Der lebenslustige und repräsentationssüchtige Marschall, auch sonst eher an unterhaltsamer Abwechslung als der dauerhaften, vertieften menschlichen Beziehung interessiert, hatte längst eine andere maritime Affäre. Sie hieß „Galeb“. Ihr Name kündete von der freien und räuberischen Lebensweise des Freibeuters der Lüfte. Das kroatisch „Seemöve“ getaufte Schiff hatte mit 117 Metern den Vorzug, größer als „Christina O.“ des griechischen Reeders Aristoteles Onassis zu sein. „Britannia“, die Staatsyacht des Commonwealth, war kaum größer. Menschen, die sich aus beengten Verhältnissen auf die Portugieserbrücke des Daseins manövriert haben, neigen besonders auf dem Wasser zum großen Format. Titos „Seemöve“ war 1938 in Genua als schnittiger Bananendampfer entstanden.

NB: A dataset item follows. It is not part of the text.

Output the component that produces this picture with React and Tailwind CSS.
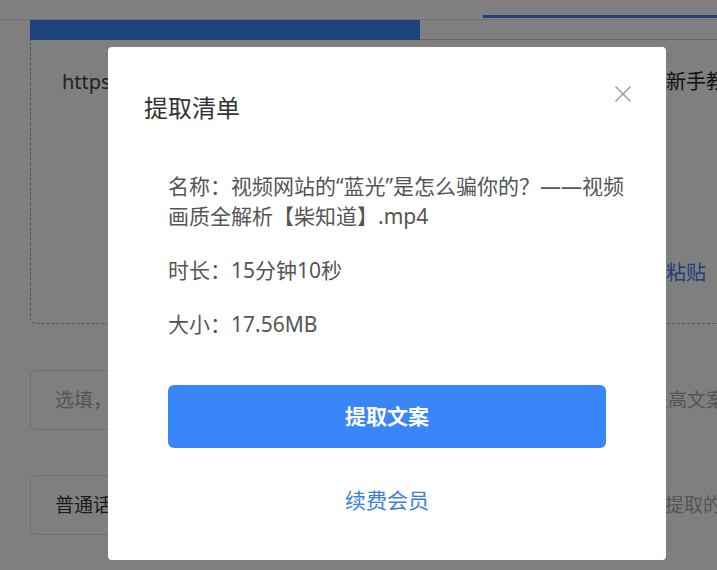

Mit den beiden, zusammen 7.200 PS starken FIAT Motoren lief sie 17 statt dröge 14 Knoten Reisegeschwindigkeit ihrer Vorgängerin. Damit konnte sich der angemessen gewandete Marschall auf der Themse und auch sonst in der Weltgeschichte blicken lassen. Ausgiebige Kreuzfahrten in politischer Mission waren auf dem 15 Meter breiten Schlitten beinahe so kommod, wie das alljährliche Brioni Sabbatical.
Der weitere Kurs des abgelegten Musikdampfers wurde dann mit einer Briefkastenfirma auf der Kanalinsel Jersey, die unter anderem mit vielen Sonnenstunden punktet, korrosivem Dauerliegen an der Cote d’ Azur und einer Versteigerung an eine auf den Grenadinen eingetragene Adresse juristisch abwechslungsreicher als nautisch. 1995 strandete das teilweise überholte Schiff im Dock der Konkurs gegangenen Valdettaro Werft auf Golf von La Spezia. Die Arbeiten wurden 2000 mit einem abwechslungsreichen Holzausbau in Ahorn, Eiche, Kirsche, Mahagoni, Palisander bis hin zu lackiertem Teak abgeschlossen.
Die Technik wurde komplett erneuert, einzig das Ankerspill auf dem angehobenen Vordeck und die Messing Glocke ist von gestern. Die Kommunikation von der Brücke zum lauten Schiffskeller erfolgt nicht mehr mit Maschinentelegraf, sondern per Joystick und Touchscreen Bildschirm. Zwischen dem beeindruckend großen Maschinenraum und den Mannschaftsquartieren wurde eine Edelstahlküche über die gesamte Schiffsbreite eingebaut, wo der Küchenchef und ihm assistierende Gemüseschneider einer großen Abendgesellschaft ein mehrgängiges Menü in den Speiseaufzug stellen. Eine neunköpfige Besatzung kümmert sich um die nautischen Belange und versorgt bis zu acht Gäste an Bord.
Einzig die beiden weißen Negerküsse, ein auf modernen Yachten und bei richtigen VIPs unvermeidliches Zubehör zur Satellitenkommunikation, geben kund, dass der Musikdampfer des Marschalls mit zeitgemäßer Technik unterwegs ist. Die zitronengelbe Verkleidung des Schornsteins ist der Clou des charmant kleinen Kreuzfahrtschiffs. Die zwei zusammen tausend PS starken Deutz Diesel schaufeln das Mittelmeer unter Titos abgelegter Wasserdatsche mit 14 Knoten Reise-, wenn es sein muss auch 17 Knoten Spitzengeschwindigkeit durch. Bei gemächlichen 800 U/min begnügen sie sich mit 150 Litern Diesel die Stunde.
Der solvente Zeitgenosse bucht „Istranka“ ab Viareggio für eine private Odyssee durch das toskanische Archipel einschließlich Personal wie Kapitän, Koch und Gemüseschneidern bei Carlo Capelli.Da erscheint man entspannt wie Jozip Broz alias Josef Tito auf dem angenehm schattigen Seitendeck und lässt mild lächelnd ablegen. Wenn es sein muss, zünftig weiß gewandet. Die blauen Schuhe gibt es bei Deichmann.